Posted to dev@flink.apache.org by "kursat kursatkurt.com" <ku...@kursatkurt.com> on 2022/11/18 19:13:09 UTC
Could not connect Amazon S3 file system with different creds at runtime.
Hi;
I am new to Flink development.
Is there any way to set S3 credentials at runtime?
How can we connect 3 or more different s3 buckets (with different creds)?
Lets say you have 3 csv file on AWS S3, and you want to join them with their id fields.
How can we do this? I don't want to use flink-conf.yaml file or another config file.
Because sources can change dynamically, so I need to set creds dynamically.
I could not pass the creds checking for even 1 csv file, here you can try the code(Scala):
object AwsS3CSVTest {
def main(args: Array[String]): Unit = {
val conf = new Configuration();
conf.setString("fs.s3a.access.key", "***")
conf.setString("fs.s3a.secret.key", "***")
val env = ExecutionEnvironment.createLocalEnvironment(conf)
val datafile = env.readCsvFile("s3a://anybucket/anyfile.csv")
.ignoreFirstLine()
.fieldDelimiter(";")
.types(classOf[String], classOf[String], classOf[String], classOf[String], classOf[String], classOf[String])
datafile.print()
}
}
I also asked on Stackoverflow for sharing.
https://stackoverflow.com/questions/74482619/apache-flink-s3-file-system-credentials-does-not-work/
I want to say that, I know I can do this with Spark. You can access the HadoopConfiguration and set the creds at runtime:
def getAwsS3DF = {
val ss = SparkFactory.getSparkSession
ss.sparkContext.hadoopConfiguration.set("fs.s3a.access.key", "xxx")

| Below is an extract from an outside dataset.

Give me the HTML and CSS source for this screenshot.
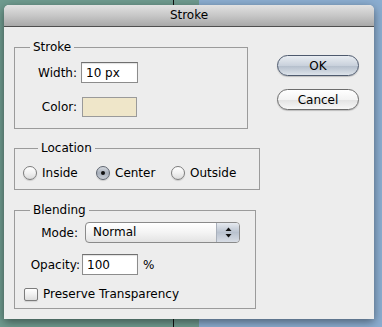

ss.sparkContext.hadoopConfiguration.set("fs.s3a.secret.key", "xxx")
val df = ss.read.format("csv")
.option("header", true)
.option("sep", "\t")
.load("s3a://anybucket/anyfile.csv ")
df.show
}
So is there anything am I missing or is it not possible?
Thank you.
RE: Could not connect Amazon S3 file system with different creds at runtime.
Posted by "kursat kursatkurt.com" <ku...@kursatkurt.com>.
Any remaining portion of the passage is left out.